Among the lines listed below, count those that include the string "this", and state only the count.

# Provided records:
---
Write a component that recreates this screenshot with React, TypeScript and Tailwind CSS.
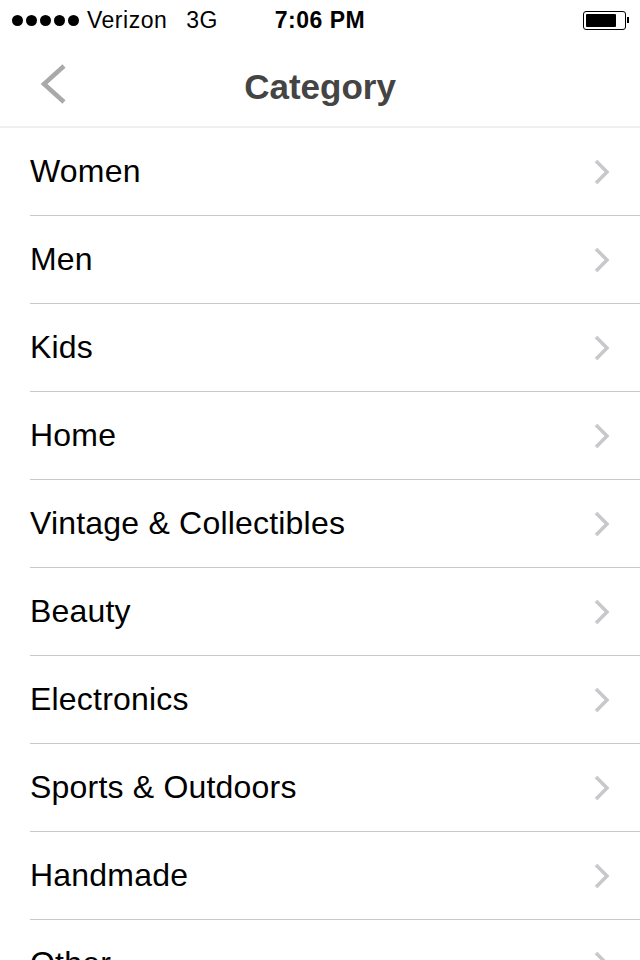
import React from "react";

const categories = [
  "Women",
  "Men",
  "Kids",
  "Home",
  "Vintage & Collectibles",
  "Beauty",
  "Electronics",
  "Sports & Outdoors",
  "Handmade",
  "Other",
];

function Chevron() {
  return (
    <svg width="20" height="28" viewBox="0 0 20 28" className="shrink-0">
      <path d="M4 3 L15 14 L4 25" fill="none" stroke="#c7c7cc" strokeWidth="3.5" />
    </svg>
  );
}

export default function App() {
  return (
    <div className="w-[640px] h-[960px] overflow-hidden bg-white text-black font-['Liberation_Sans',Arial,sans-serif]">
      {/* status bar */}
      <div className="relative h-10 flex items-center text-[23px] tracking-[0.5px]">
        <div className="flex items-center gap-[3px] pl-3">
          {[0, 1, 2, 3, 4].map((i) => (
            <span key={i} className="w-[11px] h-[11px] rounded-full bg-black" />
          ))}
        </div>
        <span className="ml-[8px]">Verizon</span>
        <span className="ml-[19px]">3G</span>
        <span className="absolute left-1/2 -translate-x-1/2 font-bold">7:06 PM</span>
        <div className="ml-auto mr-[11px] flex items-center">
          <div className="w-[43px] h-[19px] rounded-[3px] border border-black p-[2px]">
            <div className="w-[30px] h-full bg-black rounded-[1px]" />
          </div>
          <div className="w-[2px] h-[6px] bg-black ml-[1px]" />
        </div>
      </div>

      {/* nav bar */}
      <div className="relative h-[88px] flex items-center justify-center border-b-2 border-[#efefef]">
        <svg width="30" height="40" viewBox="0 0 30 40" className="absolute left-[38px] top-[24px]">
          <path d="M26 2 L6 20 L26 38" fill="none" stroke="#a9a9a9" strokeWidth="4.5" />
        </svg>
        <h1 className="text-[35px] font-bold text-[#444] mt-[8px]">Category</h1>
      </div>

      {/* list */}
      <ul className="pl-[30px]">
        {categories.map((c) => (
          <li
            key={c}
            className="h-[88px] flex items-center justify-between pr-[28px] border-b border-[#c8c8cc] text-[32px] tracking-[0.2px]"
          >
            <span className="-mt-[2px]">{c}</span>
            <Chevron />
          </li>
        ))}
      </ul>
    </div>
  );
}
---
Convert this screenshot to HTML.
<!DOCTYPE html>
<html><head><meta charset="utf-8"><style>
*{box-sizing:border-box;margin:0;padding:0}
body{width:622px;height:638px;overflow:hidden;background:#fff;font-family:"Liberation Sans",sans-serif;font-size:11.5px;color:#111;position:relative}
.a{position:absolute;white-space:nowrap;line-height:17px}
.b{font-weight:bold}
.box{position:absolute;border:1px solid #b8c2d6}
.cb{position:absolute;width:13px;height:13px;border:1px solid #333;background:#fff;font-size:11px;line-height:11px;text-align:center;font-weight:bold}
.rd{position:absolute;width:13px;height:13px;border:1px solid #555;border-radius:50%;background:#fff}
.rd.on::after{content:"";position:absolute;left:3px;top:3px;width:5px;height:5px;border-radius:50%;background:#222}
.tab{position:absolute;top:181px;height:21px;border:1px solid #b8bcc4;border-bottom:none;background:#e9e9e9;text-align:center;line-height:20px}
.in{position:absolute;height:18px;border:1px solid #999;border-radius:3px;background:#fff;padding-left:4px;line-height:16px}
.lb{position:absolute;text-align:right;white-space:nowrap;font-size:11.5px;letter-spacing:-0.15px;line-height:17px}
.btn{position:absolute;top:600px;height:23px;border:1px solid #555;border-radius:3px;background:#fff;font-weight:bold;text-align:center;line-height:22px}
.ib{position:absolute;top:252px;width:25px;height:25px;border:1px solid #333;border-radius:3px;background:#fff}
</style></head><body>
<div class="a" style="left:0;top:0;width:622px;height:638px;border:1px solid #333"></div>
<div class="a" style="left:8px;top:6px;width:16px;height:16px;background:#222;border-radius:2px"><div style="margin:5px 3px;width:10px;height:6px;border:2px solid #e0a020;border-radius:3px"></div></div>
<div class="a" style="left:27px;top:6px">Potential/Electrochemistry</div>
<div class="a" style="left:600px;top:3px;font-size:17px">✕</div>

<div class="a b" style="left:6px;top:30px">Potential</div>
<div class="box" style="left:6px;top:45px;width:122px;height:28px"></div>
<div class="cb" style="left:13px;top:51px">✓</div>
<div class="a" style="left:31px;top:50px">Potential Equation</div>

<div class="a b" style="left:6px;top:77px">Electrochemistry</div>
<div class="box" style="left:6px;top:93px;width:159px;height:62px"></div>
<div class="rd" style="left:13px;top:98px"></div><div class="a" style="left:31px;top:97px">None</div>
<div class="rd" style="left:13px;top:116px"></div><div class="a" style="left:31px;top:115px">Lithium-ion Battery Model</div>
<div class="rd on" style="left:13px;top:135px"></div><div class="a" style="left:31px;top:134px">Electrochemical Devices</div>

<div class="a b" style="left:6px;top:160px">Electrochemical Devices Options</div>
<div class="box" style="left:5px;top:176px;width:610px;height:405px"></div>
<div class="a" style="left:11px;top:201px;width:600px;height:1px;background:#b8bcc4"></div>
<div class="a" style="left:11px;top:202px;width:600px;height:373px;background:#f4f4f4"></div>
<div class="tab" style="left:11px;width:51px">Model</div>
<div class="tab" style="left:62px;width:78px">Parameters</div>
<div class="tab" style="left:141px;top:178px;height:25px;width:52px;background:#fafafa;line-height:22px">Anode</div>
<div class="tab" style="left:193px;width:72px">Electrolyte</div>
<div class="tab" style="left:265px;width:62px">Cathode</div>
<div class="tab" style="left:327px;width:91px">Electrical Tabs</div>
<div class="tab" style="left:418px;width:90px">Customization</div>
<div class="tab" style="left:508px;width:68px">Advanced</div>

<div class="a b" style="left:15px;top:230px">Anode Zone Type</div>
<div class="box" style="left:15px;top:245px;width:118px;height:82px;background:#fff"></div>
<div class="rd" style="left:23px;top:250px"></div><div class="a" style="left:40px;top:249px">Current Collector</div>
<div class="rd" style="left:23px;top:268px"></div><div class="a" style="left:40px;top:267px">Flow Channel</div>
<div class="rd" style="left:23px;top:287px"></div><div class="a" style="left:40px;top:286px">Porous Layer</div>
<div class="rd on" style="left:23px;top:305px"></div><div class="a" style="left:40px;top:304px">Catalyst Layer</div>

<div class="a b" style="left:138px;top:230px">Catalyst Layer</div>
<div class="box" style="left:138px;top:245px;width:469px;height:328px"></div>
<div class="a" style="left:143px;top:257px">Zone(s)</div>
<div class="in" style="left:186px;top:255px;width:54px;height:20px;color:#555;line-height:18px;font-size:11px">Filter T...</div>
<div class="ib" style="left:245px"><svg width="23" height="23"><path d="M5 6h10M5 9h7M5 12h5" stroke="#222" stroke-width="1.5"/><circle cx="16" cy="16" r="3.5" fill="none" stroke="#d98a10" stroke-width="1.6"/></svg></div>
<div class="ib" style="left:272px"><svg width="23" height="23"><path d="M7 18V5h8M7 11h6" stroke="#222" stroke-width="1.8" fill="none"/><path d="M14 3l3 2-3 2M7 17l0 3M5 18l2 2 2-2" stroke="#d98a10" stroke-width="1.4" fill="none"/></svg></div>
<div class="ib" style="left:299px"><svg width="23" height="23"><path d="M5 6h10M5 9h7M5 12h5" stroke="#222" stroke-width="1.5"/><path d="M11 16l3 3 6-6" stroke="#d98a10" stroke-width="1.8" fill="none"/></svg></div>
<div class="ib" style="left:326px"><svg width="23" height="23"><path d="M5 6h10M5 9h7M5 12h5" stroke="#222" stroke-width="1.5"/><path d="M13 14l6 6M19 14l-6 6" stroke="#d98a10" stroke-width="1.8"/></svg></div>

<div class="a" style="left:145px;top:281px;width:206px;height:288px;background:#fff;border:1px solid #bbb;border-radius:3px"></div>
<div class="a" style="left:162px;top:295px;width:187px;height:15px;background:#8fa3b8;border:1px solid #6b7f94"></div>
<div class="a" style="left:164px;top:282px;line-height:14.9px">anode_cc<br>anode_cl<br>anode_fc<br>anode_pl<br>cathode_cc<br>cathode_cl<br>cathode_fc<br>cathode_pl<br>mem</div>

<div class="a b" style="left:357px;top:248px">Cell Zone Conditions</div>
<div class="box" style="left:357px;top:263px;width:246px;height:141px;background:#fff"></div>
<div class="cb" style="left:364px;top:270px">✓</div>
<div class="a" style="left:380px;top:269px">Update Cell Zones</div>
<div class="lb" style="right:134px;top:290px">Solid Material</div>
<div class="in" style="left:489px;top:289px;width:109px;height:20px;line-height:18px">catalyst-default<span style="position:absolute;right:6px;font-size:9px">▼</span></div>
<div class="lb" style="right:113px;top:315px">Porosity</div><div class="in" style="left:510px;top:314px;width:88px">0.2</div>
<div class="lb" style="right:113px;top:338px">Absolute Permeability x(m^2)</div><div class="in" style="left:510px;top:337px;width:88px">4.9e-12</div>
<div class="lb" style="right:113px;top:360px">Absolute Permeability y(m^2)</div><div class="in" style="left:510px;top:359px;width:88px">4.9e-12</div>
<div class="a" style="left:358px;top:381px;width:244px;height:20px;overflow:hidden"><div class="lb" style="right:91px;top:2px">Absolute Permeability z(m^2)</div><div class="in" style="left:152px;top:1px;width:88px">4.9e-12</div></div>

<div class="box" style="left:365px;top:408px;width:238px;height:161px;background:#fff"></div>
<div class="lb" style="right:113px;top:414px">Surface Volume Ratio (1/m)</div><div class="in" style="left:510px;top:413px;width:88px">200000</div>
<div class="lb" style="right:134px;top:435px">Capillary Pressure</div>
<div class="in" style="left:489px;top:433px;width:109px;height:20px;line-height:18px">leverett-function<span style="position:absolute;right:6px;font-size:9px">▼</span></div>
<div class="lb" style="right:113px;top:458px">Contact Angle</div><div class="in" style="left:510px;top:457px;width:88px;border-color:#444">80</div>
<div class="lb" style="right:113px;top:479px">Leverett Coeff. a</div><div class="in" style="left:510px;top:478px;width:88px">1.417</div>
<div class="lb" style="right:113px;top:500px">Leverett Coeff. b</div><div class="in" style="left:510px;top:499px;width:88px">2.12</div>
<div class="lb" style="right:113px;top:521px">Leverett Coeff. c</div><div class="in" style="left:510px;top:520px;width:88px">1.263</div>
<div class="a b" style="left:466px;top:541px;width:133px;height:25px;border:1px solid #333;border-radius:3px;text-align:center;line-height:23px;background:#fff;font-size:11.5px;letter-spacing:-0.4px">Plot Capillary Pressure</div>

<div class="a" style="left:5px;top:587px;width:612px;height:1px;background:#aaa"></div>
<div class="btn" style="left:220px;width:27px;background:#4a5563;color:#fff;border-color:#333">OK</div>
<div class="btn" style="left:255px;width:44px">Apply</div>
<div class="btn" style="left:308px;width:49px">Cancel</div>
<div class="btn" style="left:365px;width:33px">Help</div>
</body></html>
---
# Task result:
2